Renormalization group for deep neural networks: Universality of learning and scaling laws
Gorka Peraza Coppola, Moritz Helias, Zohar Ringel
TL;DR
This work introduces a Wilsonian renormalization group framework for deep neural networks trained on power-law data, linking learning curves to self-similar structure in the data and kernel spectra. Starting from the infinite-width Gaussian Process limit, it adds weak non-Gaussian interactions to capture finite-width effects and develops a continuum, scale-aware RG in kernel (momentum) space that accounts for spectral discreteness and lack of translation invariance. A key result is the replacement of traditional scaling dimensions with scaling intervals, along with a Gaussian-process–like UV fixed point that governs large-data universality and leads to explicit neural-scaling laws with calculable corrections.

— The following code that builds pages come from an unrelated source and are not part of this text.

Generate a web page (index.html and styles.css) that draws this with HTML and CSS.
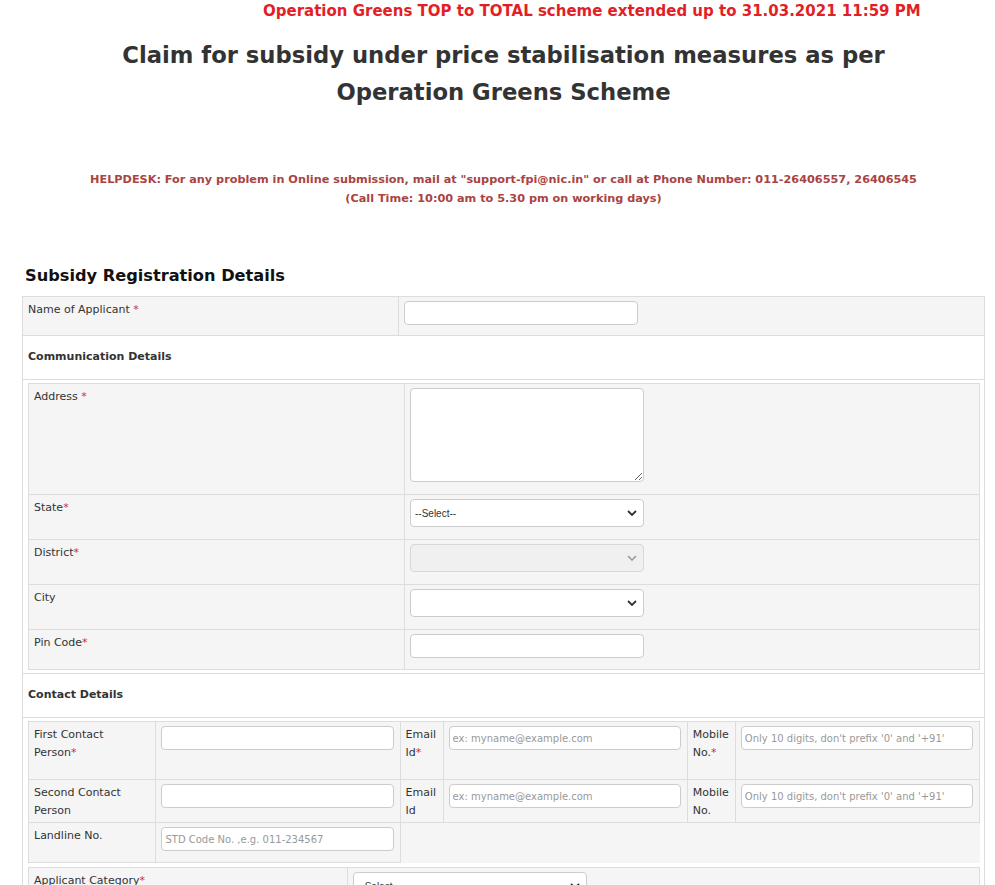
FILE: index.html
```html
<!DOCTYPE html>
<html>
<head>
<meta charset="utf-8">
<title>Claim for subsidy</title>
<link rel="stylesheet" href="styles.css">
</head>
<body>
<div class="page">
  <div class="notice">Operation Greens TOP to TOTAL scheme extended up to 31.03.2021 11:59 PM</div>
  <h1 class="title">Claim for subsidy under price stabilisation measures as per<br>Operation Greens Scheme</h1>
  <p class="helpdesk">HELPDESK: For any problem in Online submission, mail at "support-fpi@nic.in" or call at Phone Number: 011-26406557, 26406545<br>(Call Time: 10:00 am to 5.30 pm on working days)</p>
  <h2 class="section-title">Subsidy Registration Details</h2>
  <table class="outer">
    <tr class="grey">
      <td class="lbl outer-lbl">Name of Applicant <span class="req">*</span></td>
      <td class="fld"><input class="inp first" type="text"></td>
    </tr>
    <tr>
      <td colspan="2" class="subhead">Communication Details</td>
    </tr>
    <tr>
      <td colspan="2" class="nest">
        <table class="inner">
          <tr>
            <td class="lbl inner-lbl">Address <span class="req">*</span></td>
            <td class="fld"><textarea class="txt"></textarea></td>
          </tr>
          <tr>
            <td class="lbl">State<span class="req">*</span></td>
            <td class="fld">
              <span class="sel-wrap">
                <select class="sel"><option>--Select--</option></select>
                <svg class="chev" width="10" height="6" viewBox="0 0 10 6"><polyline points="1,1 5,5 9,1" fill="none" stroke="#333333" stroke-width="1.8"/></svg>
              </span>
            </td>
          </tr>
          <tr>
            <td class="lbl">District<span class="req">*</span></td>
            <td class="fld">
              <span class="sel-wrap">
                <select class="sel" disabled><option></option></select>
                <svg class="chev" width="10" height="6" viewBox="0 0 10 6"><polyline points="1,1 5,5 9,1" fill="none" stroke="#9a9a9a" stroke-width="1.6"/></svg>
              </span>
            </td>
          </tr>
          <tr>
            <td class="lbl">City</td>
            <td class="fld">
              <span class="sel-wrap">
                <select class="sel"><option></option></select>
                <svg class="chev" width="10" height="6" viewBox="0 0 10 6"><polyline points="1,1 5,5 9,1" fill="none" stroke="#333333" stroke-width="1.8"/></svg>
              </span>
            </td>
          </tr>
          <tr>
            <td class="lbl">Pin Code<span class="req">*</span></td>
            <td class="fld"><input class="inp" type="text"></td>
          </tr>
        </table>
      </td>
    </tr>
    <tr>
      <td colspan="2" class="subhead">Contact Details</td>
    </tr>
    <tr>
      <td colspan="2" class="nest">
        <table class="inner contact">
          <tr class="tall">
            <td class="lbl c1">First Contact Person<span class="req">*</span></td>
            <td class="fld c2"><input class="inp wide" type="text"></td>
            <td class="lbl c3">Email Id<span class="req">*</span></td>
            <td class="fld c4"><input class="inp wide" type="text" placeholder="ex: myname@example.com"></td>
            <td class="lbl c5">Mobile No.<span class="req">*</span></td>
            <td class="fld c6"><input class="inp wide" type="text" placeholder="Only 10 digits, don't prefix '0' and '+91'"></td>
          </tr>
          <tr class="mid">
            <td class="lbl">Second Contact Person</td>
            <td class="fld"><input class="inp wide" type="text"></td>
            <td class="lbl">Email Id</td>
            <td class="fld"><input class="inp wide" type="text" placeholder="ex: myname@example.com"></td>
            <td class="lbl">Mobile No.</td>
            <td class="fld"><input class="inp wide" type="text" placeholder="Only 10 digits, don't prefix '0' and '+91'"></td>
          </tr>
          <tr>
            <td class="lbl">Landline No.</td>
            <td class="fld"><input class="inp wide" type="text" placeholder="STD Code No. ,e.g. 011-234567"></td>
            <td colspan="4" class="blank"></td>
          </tr>
        </table>
        <table class="inner cat">
          <tr>
            <td class="lbl cat-lbl">Applicant Category<span class="req">*</span></td>
            <td class="fld">
              <span class="sel-wrap">
                <select class="sel"><option>--Select--</option></select>
                <svg class="chev" width="10" height="6" viewBox="0 0 10 6"><polyline points="1,1 5,5 9,1" fill="none" stroke="#333333" stroke-width="1.8"/></svg>
              </span>
            </td>
          </tr>
        </table>
      </td>
    </tr>
  </table>
</div>
</body>
</html>
```
FILE: styles.css
```css
html, body {
  margin: 0;
  padding: 0;
  background: #ffffff;
}
body {
  font-family: "DejaVu Sans", Verdana, sans-serif;
  color: #333333;
}
.page {
  margin: 0 10px 0 22px;
}
.notice {
  padding: 1px 0 0 241px;
  font-size: 15px;
  font-weight: bold;
  color: #e21f26;
  line-height: 20px;
  white-space: nowrap;
}
.title {
  margin: 16px 0 0;
  text-align: center;
  font-size: 22.7px;
  line-height: 37px;
  font-weight: bold;
  color: #333333;
}
.helpdesk {
  margin: 59px 0 0;
  text-align: center;
  font-size: 11.25px;
  line-height: 19px;
  font-weight: bold;
  color: #a94442;
}
.section-title {
  margin: 56px 0 0 3px;
  font-size: 16.2px;
  line-height: 24px;
  font-weight: bold;
  color: #111111;
}
table {
  border-collapse: collapse;
  border-spacing: 0;
}
.outer {
  width: 963px;
  margin-top: 8px;
  border: 1px solid #dddddd;
}
.outer > tbody > tr > td {
  border: 1px solid #dddddd;
}
.grey > td {
  background: #f5f5f5;
}
td {
  vertical-align: top;
  padding: 4px 6px 0 5px;
  font-size: 11px;
  line-height: 18px;
}
.lbl {
  color: #333333;
}
.outer-lbl {
  width: 364px;
}
.req {
  color: #c9302c;
}
.subhead {
  padding: 12px 5px 12px 5px;
  font-weight: bold;
  background: #ffffff;
  height: 19px;
}
.outer > tbody > tr > td.nest {
  padding: 3px 4px 3px 5px;
  background: #ffffff;
}
.inner {
  width: 100%;
  background: #f5f5f5;
}
.inner td {
  border: 1px solid #dddddd;
}
.inner-lbl {
  width: 364px;
}
.inp {
  display: block;
  box-sizing: border-box;
  width: 234px;
  height: 24px;
  margin: 0 0 11px;
  padding: 2px 3px;
  border: 1px solid #cccccc;
  border-radius: 4px;
  background: #ffffff;
  font-family: "DejaVu Sans", Verdana, sans-serif;
  font-size: 10px;
  color: #555555;
}
.inp.first {
  margin-bottom: 10px;
}
.inp::placeholder {
  color: #999999;
}
.txt {
  display: block;
  box-sizing: border-box;
  width: 234px;
  height: 94px;
  margin: 0 0 12px;
  border: 1px solid #cccccc;
  border-radius: 4px;
  background: #ffffff;
}
.sel-wrap {
  position: relative;
  display: block;
  width: 234px;
  margin: 0 0 12px;
}
.sel {
  display: block;
  box-sizing: border-box;
  width: 234px;
  height: 28px;
  margin: 0;
  padding: 0 4px;
  border: 1px solid #cccccc;
  border-radius: 4px;
  background: #ffffff;
  font-family: "Liberation Sans", Arial, sans-serif;
  font-size: 10px;
  color: #333333;
  -webkit-appearance: none;
  appearance: none;
}
.sel:disabled {
  background: #eeeeee;
}
.chev {
  position: absolute;
  right: 7px;
  top: 11px;
  pointer-events: none;
}
.contact .wide {
  width: 100%;
}
.c1 { width: 110px; padding-right: 12px; }
.c2 { width: 234px; }
.c3 { width: 31px; }
.c4 { width: 234px; }
.c5 { width: 35px; }
.c6 { width: 234px; }
.tall > td {
  height: 53px;
}
.mid > td {
  height: 38px;
}
.contact td.blank {
  border: none;
  background: #f5f5f5;
}
.cat {
  margin-top: 4px;
}
.cat-lbl {
  width: 307px;
}
```
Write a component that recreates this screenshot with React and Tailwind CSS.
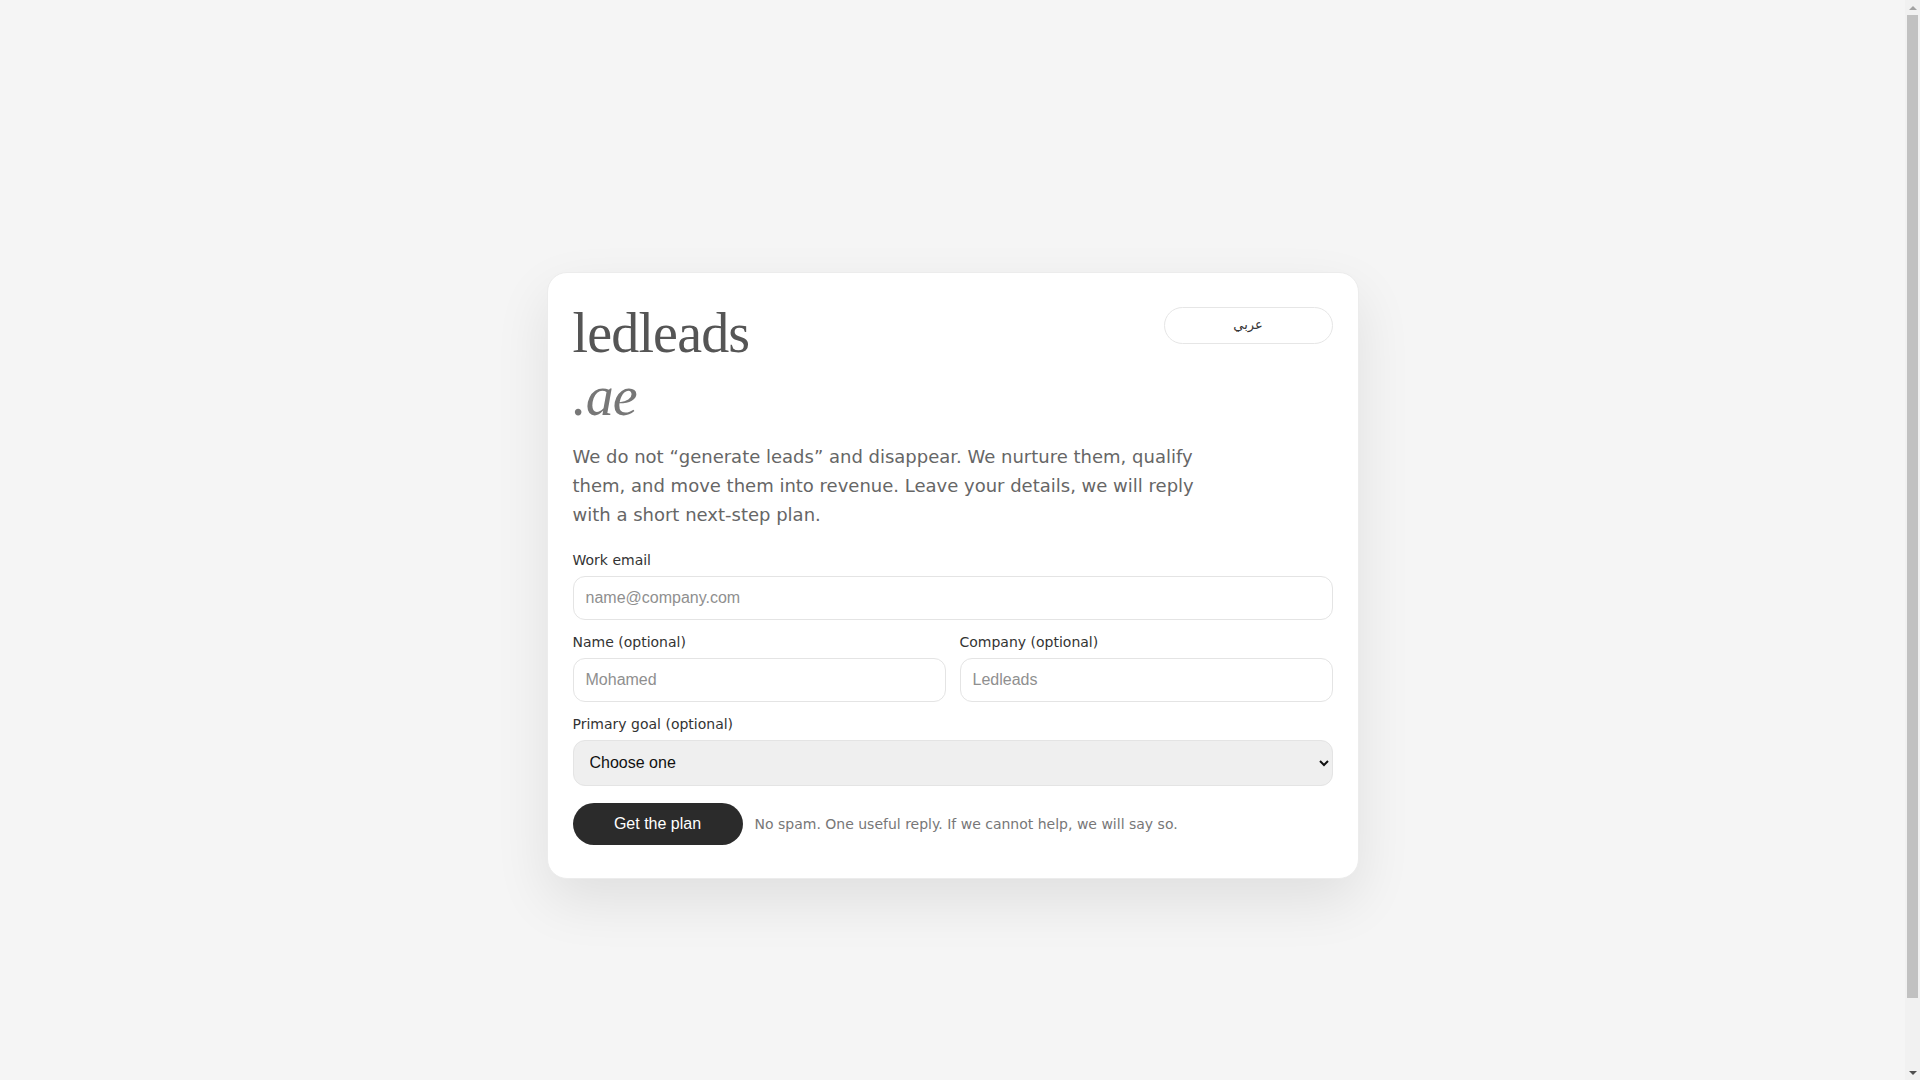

The framework yields concrete predictions for mean predictors, variances, hyperparameter transfer across model sizes, and the dependence of learning curves on dataset size, with non-Gaussian corrections decaying as $P$ grows, thereby connecting critical phenomena methods to practical learning dynamics and resource estimates.
Abstract
Self-similarity, where observables at different length scales exhibit similar behavior, is ubiquitous in natural systems. Such systems are typically characterized by power-law correlations and universality, and are studied using the powerful framework of the renormalization group (RG). Intriguingly, power laws and weak forms of universality also pervade real-world datasets and deep learning models, motivating the application of RG ideas to the analysis of deep learning. In this work, we develop an RG framework to analyze self-similarity and its breakdown in learning curves for a class of weakly non-linear (non-lazy) neural networks trained on power-law distributed data. Features often neglected in standard treatments -- such as spectrum discreteness and lack of translation invariance -- lead to both quantitative and qualitative departures from conventional perturbative RG. In particular, we find that the concept of scaling intervals naturally replaces that of scaling dimensions. Despite these differences, the framework retains key RG features: it enables the classification of perturbations as relevant or irrelevant, and reveals a form of universality at large data limits, governed by a Gaussian Process-like UV fixed point.